Produtividade e a Impossibilidade de Parar (Um ensaio crítico entre a Psicologia e a Sociologia)

 

Não sei exatamente quando começamos a sentir culpa por descansar, mas ela já não me parece uma exceção — parece regra. Tirar um dia de folga  parece transgressão. Silenciar notificações, um luxo. Dormir à tarde, um crime.
Vivemos em um tempo em que parar virou sinônimo de fraqueza, descansar é visto como improdutivo, e ralar até o limite se tornou um elogio disfarçado de estilo de vida.

A questão é que não estamos sós nisso. Estamos todos inseridos numa lógica que fetichiza o trabalho e sequestra nosso tempo com a promessa de sucesso. Como alguém que tenta viver e refletir esse tempo, me pergunto: quando foi que trabalhar virou a única forma de existir socialmente?

A produtividade como moral

A sociedade atual — como já apontavam sociólogos como Max Weber e Richard Sennett — fundou sua moral sobre a produtividade.
Não basta trabalhar: é preciso produzir, crescer, entregar mais rápido.
O tempo do trabalho invade o tempo da vida. As pausas viram procrastinação. As férias são vistas com desconfiança. A ideia de “ser alguém na vida” se resume à quantidade de coisas que você consegue fazer sem desmoronar.

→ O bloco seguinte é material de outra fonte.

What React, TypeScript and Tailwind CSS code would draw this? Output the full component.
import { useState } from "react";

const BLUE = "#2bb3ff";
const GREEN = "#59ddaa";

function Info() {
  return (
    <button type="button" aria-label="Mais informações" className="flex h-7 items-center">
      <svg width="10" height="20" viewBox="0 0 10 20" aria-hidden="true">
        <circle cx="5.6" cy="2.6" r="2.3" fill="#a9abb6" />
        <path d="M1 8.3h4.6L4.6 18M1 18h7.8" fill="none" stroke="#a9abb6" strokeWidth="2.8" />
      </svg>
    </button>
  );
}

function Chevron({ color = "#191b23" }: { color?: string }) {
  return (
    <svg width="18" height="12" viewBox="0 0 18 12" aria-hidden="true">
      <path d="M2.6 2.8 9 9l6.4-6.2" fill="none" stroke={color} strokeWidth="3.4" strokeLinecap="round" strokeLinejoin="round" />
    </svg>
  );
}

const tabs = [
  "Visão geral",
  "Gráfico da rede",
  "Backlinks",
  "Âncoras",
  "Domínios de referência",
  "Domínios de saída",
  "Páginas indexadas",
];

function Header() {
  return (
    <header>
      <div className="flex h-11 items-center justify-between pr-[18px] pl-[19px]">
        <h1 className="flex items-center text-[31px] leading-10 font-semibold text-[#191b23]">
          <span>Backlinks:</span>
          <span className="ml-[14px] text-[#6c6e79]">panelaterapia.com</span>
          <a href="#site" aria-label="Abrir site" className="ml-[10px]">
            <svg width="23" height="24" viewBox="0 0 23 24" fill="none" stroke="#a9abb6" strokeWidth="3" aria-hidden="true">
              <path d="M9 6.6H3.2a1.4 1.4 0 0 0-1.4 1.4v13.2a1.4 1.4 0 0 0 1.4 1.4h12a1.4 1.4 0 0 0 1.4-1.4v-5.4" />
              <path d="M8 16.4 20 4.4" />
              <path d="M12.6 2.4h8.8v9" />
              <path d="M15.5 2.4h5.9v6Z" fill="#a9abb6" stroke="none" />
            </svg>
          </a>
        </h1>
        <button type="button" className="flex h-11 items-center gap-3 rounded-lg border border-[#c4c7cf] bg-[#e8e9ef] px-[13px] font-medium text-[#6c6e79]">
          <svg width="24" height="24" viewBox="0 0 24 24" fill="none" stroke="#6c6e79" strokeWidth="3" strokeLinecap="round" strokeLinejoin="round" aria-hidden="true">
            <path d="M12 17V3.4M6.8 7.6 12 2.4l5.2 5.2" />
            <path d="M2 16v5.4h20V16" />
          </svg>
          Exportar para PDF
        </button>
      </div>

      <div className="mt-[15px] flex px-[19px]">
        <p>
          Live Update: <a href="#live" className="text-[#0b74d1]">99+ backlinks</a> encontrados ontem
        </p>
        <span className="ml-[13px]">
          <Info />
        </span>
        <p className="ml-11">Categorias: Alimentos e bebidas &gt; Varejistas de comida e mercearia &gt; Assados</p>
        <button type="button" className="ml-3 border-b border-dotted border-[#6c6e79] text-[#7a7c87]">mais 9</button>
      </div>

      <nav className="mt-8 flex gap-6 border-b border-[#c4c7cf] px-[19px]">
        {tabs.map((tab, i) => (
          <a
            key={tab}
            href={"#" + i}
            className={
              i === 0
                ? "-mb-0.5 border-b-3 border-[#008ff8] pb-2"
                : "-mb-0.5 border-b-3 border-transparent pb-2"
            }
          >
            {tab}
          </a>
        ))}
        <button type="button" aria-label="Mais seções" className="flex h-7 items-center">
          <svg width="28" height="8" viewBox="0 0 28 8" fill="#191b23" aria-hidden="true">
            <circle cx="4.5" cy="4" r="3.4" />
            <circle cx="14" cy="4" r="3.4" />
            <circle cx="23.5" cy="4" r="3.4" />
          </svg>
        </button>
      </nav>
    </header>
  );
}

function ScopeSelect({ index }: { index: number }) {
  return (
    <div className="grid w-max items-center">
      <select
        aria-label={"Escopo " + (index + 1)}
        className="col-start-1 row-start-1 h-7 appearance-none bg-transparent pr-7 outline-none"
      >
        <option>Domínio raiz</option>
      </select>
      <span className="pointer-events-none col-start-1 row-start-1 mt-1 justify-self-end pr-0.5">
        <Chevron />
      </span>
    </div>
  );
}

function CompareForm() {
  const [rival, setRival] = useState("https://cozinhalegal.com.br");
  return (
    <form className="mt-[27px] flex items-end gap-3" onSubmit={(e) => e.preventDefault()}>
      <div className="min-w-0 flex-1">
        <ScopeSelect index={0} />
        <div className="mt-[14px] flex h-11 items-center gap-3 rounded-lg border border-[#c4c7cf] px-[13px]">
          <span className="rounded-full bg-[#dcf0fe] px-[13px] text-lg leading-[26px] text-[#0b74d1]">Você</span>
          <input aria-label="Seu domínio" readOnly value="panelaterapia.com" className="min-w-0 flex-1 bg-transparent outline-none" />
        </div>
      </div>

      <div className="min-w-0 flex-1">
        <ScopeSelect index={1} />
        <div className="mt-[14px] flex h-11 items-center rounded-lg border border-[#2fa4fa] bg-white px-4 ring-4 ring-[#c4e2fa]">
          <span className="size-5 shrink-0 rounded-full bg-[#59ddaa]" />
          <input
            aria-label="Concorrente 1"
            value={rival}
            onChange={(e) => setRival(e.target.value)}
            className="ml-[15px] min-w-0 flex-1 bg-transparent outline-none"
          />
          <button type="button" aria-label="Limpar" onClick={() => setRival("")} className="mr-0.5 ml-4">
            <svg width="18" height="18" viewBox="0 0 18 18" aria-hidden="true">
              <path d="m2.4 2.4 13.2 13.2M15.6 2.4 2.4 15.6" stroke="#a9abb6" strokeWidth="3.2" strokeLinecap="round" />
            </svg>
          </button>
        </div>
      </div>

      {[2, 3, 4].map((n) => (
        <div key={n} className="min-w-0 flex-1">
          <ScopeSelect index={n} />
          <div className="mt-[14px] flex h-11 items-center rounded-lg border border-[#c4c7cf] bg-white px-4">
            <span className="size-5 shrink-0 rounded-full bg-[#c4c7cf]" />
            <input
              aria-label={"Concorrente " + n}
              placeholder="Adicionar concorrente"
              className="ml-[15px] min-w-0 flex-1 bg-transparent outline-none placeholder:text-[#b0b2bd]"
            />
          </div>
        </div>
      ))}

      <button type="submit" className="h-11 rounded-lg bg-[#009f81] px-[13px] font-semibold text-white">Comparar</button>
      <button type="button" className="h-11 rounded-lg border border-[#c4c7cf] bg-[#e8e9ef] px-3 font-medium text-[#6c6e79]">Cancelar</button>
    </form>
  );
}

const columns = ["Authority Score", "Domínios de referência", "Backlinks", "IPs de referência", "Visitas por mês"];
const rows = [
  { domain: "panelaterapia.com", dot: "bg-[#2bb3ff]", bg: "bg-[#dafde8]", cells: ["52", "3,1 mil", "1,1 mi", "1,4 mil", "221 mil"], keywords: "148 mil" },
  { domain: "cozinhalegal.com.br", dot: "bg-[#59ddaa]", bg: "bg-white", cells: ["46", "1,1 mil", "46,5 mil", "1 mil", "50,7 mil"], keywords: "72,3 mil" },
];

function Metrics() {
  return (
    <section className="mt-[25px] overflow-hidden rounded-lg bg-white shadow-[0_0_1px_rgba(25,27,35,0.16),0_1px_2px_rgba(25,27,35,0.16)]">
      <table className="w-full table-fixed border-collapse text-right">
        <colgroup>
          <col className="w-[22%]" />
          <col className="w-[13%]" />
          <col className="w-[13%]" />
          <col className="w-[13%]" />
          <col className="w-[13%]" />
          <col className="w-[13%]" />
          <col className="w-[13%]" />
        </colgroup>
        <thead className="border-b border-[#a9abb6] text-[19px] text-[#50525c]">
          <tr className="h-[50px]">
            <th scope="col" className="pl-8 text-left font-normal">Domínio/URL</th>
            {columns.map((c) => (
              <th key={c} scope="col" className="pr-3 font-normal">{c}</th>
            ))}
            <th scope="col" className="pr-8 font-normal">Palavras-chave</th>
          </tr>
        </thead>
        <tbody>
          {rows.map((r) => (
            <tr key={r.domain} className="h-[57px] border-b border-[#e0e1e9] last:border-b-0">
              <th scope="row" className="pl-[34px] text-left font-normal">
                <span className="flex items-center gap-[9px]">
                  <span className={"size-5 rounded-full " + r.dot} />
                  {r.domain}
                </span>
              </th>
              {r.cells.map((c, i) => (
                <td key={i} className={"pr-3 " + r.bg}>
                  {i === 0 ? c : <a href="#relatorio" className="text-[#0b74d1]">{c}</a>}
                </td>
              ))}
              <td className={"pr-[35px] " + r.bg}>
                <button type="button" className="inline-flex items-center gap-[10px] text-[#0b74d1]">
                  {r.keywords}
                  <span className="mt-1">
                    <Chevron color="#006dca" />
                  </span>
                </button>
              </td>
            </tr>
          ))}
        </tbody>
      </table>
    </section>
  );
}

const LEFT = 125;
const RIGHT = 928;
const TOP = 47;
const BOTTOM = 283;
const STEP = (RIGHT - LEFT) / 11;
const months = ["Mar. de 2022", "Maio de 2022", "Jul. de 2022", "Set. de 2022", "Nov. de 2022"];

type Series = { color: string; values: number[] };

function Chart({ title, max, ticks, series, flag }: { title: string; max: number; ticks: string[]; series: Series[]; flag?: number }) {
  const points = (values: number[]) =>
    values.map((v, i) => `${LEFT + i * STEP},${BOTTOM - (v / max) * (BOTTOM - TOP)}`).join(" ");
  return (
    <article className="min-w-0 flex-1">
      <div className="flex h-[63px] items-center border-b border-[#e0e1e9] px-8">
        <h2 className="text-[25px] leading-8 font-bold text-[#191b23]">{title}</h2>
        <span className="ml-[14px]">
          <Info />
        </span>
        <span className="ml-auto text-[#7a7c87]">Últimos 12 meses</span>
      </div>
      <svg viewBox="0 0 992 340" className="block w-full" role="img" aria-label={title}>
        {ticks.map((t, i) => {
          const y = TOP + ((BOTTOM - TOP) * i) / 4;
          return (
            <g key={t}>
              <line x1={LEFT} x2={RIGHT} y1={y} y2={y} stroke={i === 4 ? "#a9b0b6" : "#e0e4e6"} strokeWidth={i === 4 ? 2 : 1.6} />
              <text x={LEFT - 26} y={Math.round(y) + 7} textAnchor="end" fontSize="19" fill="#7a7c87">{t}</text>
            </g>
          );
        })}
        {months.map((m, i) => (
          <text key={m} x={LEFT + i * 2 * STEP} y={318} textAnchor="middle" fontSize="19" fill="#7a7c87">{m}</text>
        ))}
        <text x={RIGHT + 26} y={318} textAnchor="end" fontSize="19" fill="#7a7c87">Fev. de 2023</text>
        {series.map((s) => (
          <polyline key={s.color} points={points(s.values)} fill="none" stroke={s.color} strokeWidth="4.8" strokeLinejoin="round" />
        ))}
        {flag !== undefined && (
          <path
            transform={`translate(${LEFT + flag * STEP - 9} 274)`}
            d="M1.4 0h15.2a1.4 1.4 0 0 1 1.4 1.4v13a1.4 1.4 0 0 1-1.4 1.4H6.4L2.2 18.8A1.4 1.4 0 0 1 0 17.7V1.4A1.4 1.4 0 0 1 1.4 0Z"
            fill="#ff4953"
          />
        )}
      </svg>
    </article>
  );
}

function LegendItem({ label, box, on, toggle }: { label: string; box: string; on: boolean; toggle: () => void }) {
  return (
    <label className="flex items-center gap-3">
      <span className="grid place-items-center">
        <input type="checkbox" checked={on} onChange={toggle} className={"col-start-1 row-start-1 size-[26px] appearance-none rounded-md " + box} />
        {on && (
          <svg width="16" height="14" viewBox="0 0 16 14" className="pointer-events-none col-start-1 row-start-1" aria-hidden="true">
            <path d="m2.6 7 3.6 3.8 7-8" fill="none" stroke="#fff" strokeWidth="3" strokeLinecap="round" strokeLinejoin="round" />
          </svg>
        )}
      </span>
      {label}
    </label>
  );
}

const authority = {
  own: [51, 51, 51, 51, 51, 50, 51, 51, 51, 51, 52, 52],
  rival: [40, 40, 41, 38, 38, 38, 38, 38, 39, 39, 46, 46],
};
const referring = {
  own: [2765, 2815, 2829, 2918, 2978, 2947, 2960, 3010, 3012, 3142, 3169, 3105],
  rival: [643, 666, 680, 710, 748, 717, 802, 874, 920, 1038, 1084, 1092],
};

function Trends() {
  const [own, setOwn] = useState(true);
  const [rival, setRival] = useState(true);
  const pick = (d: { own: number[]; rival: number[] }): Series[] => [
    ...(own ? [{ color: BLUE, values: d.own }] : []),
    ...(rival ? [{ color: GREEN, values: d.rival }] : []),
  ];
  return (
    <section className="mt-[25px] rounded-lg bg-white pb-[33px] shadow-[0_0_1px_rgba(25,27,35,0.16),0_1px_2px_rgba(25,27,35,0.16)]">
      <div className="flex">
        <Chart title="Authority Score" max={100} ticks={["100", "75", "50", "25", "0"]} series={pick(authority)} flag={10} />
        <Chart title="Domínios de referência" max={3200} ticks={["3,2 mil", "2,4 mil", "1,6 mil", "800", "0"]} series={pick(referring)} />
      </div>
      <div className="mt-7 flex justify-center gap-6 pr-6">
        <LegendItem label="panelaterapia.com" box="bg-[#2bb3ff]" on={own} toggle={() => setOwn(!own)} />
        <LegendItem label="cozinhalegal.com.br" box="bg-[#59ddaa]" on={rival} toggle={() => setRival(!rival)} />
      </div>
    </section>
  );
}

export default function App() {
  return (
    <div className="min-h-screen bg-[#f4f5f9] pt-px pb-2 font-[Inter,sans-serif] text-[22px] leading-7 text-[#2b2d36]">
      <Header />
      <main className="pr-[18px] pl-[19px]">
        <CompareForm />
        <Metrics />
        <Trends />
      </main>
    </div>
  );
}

Essa lógica penetrou não apenas nas empresas, mas também na subjetividade. A Psicologia do trabalho contemporânea, principalmente nas abordagens críticas e psicossociais, tem apontado como o sujeito passa a se autopoliciar, se autocobrar e se autoexplorar.

Foucault teria muito a dizer sobre isso: hoje, o trabalhador é também seu próprio vigilante. A produtividade virou um ideal de si. E qualquer desvio — uma tristeza, uma pausa, uma dúvida — parece falha pessoal, não questão social.

 

A armadilha neoliberal: ser dono de si (e do próprio esgotamento)

O discurso neoliberal nos vende a ideia de que somos “empreendedores de nós mesmos”. Isso parece libertador. Mas esconde uma armadilha: se tudo depende de você, então o fracasso também é só seu.
Assim, muitos adoecem, mas silenciam. Sentem cansaço, mas continuam. Tomam remédios para dormir e acordar, mas mantêm o LinkedIn atualizado.

A Psicologia clínica, especialmente sob a ótica do sofrimento ético-político, tem recebido pessoas que não aguentam mais performar normalidade. E muitas vezes essas pessoas se sentem culpadas não por estarem sofrendo, mas por não estarem rendendo como antes.

É o triunfo de uma cultura onde o valor humano é medido por entregas, e não por vínculos, pausas, sensibilidade.

 

A impossibilidade de parar e o culto à exaustão

O mais cruel disso tudo é que, mesmo cansados, não conseguimos parar.
É como se estivéssemos presos a uma esteira infinita — se desaceleramos, caímos para trás. Isso não é por acaso: somos moldados desde cedo para achar que trabalho é sinônimo de virtude, e que o ócio é perigoso.
Como se o descanso só fosse aceitável quando viesse depois de muito sofrimento.

O sociólogo Byung-Chul Han, em A Sociedade do Cansaço, já nos alertava que vivemos num tempo em que o excesso de positividade e autoexigência levou o sujeito ao esgotamento psíquico.
Burnout não é exceção — é sintoma do nosso modo de viver.

E se parar fosse um ato político?

O que mais me inquieta é pensar que talvez a cura não esteja em melhorar nossa produtividade — mas em questionar a centralidade do trabalho na nossa existência.

A Sociologia crítica nos convida a imaginar um outro mundo: um onde o valor das pessoas não dependa do cargo que ocupam, nem da meta que atingem.
A Psicologia, por sua vez, pode ajudar a reconstruir a relação do sujeito com o tempo, com o corpo, com o descanso.

Parar, nesse contexto, não é fraqueza. É resistência.
É recusar a lógica da máquina.
É afirmar que somos mais do que produção.
É reivindicar a vida como um fim em si mesma, e não como um projeto de eficiência.

Conclusão: o direito ao descanso

Escrevo este artigo também para mim. Para lembrar que o corpo não é uma ferramenta, que o silêncio não é perda de tempo, que a pausa é uma forma de cuidado.
Se há algo que precisamos recuperar com urgência é o direito ao descanso pleno — sem culpa.
Um descanso que reconcilie o sujeito com sua humanidade, que celebre o tempo não como escassez, mas como possibilidade.

Enquanto isso não for possível, que ao menos continuemos fazendo da crítica um respiro.
E do pensamento, uma forma de parar — mesmo que por um instante.